The safest answer is the person who legally controls the vehicle and can release it. If that is the registered keeper, they should be the one to approve the sale. If someone else is acting for them, the collector may ask how that person is authorised to deal with the car.

That matters when the vehicle has been left unused for months. A daughter may be trying to clear a drive, or a son may be handling a relative’s affairs, but the sale still needs the right person behind it. Without that, nobody wants to take a car away only to hear later that another family member objected.

If the keeper cannot deal with it in person, make the arrangement explicit before collection. A quick family agreement is not the same as clear authority. The cleaner the handover plan, the less likely the job is to pause while someone rings round for approval.

What to have ready before the truck arrives

Start with the basics: names, contact details, and any paperwork you do have. If the car is kept at a relative’s house, make sure the person on site knows the plan and can identify the vehicle. If keys are available, keep them together and easy to hand over.

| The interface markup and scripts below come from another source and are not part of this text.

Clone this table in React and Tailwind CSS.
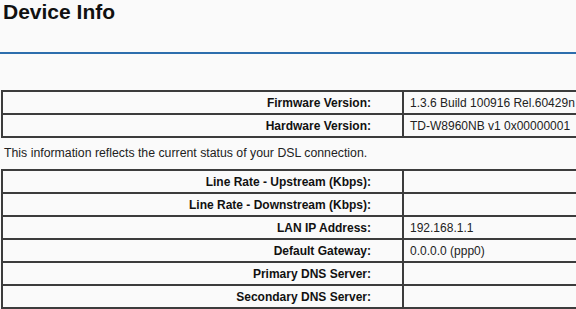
const firmware = [
  ['Firmware Version:', '1.3.6 Build 100916 Rel.60429n'],
  ['Hardware Version:', 'TD-W8960NB v1 0x00000001'],
]

const connection = [
  ['Line Rate - Upstream (Kbps):', ''],
  ['Line Rate - Downstream (Kbps):', ''],
  ['LAN IP Address:', '192.168.1.1'],
  ['Default Gateway:', '0.0.0.0 (ppp0)'],
  ['Primary DNS Server:', ''],
  ['Secondary DNS Server:', ''],
]

function InfoTable({ rows }) {
  return (
    <table className="ml-px w-[620px] border-collapse border-2 border-[#3c3c3c] text-[12px] leading-[14px]">
      <tbody>
        {rows.map(([label, value]) => (
          <tr key={label} className="h-[23px]">
            <td className="w-[401px] border-2 border-[#3c3c3c] pr-[31px] text-right font-bold text-[#111] whitespace-nowrap">
              {label}
            </td>
            <td className="border-2 border-[#3c3c3c] pl-[6px] text-[#222] whitespace-nowrap">{value}</td>
          </tr>
        ))}
      </tbody>
    </table>
  )
}

export default function App() {
  return (
    <div className="h-[309px] w-[576px] overflow-hidden bg-[#fafafa] font-['Liberation_Sans',Arial,sans-serif]">
      <h1 className="pl-[3px] pt-px text-[21px] font-bold leading-[22px] text-[#111]">Device Info</h1>
      <div className="mt-[29px] h-[2px] w-full bg-[#2d6ead]" />
      <div className="mt-[36px]">
        <InfoTable rows={firmware} />
      </div>
      <p className="mt-[8px] pl-[4px] text-[12.3px] leading-[14px] text-[#222]">
        This information reflects the current status of your DSL connection.
      </p>
      <div className="mt-[9px]">
        <InfoTable rows={connection} />
      </div>
    </div>
  )
}
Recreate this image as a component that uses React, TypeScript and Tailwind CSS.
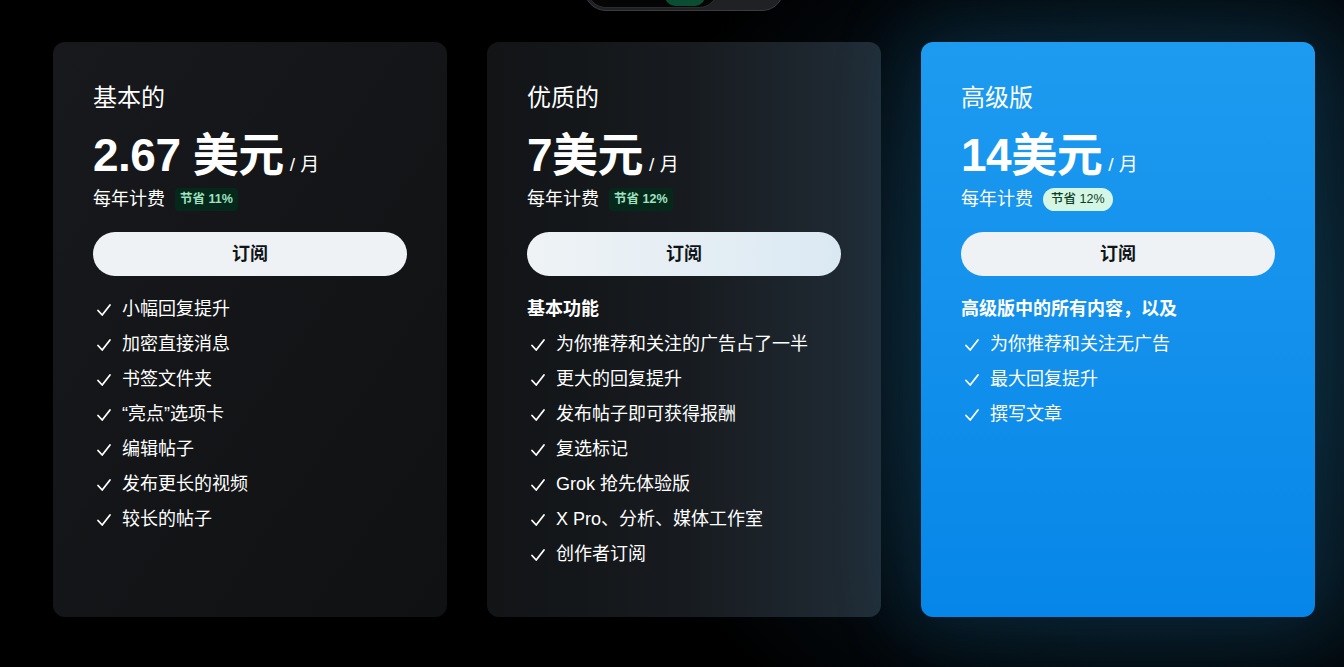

It also helps to sort the practical questions early. Is the car in a front garden bay, a narrow terrace space, or a shared parking area behind other vehicles? Does anyone need to move a car first? Will a gate, garage door, or locked side access need opening? These details matter more when family members are not all there at once.

If the vehicle is not fully accessible, say so before the appointment. A collector can work with a tight space more easily when they know about it in advance. What causes trouble is the last-minute surprise: a blocked drive, a missing key, or a relative who thought the car was already agreed.

When family disagreement is the real blockage

Sometimes the problem is not proof or access. It is a disagreement about whether the car should go at all. One family member sees a scrap vehicle; another sees spare parts, future repair, or sentimental value. In that case, the sale should wait until the decision is settled.

A collector cannot safely solve a family argument on the pavement. If people are unsure, stop and sort the position first. That is especially important if the vehicle is on private land or in shared parking, where moving it without agreement can create tension with neighbours as well as relatives.

The usual warning sign is delay without progress: messages going unanswered, keys held by the wrong person, or different relatives giving different instructions. That is the point to pause rather than guess.

A simple way to keep the handover calm

Treat the sale like a small family admin task, not a rushed clear-out. Decide who can approve the release, who will be present, and who holds the keys. Then confirm where the vehicle is parked and whether access is straightforward.

For a Swinton collection, that preparation saves time and avoids embarrassment at the gate. If family permission is sorted before the appointment, the car can be dealt with in one visit instead of being pushed into another round of calls.

If you are arranging the handover now, check the authority first, then line up the access details. That is usually the difference between a smooth pickup and a car that stays exactly where it is.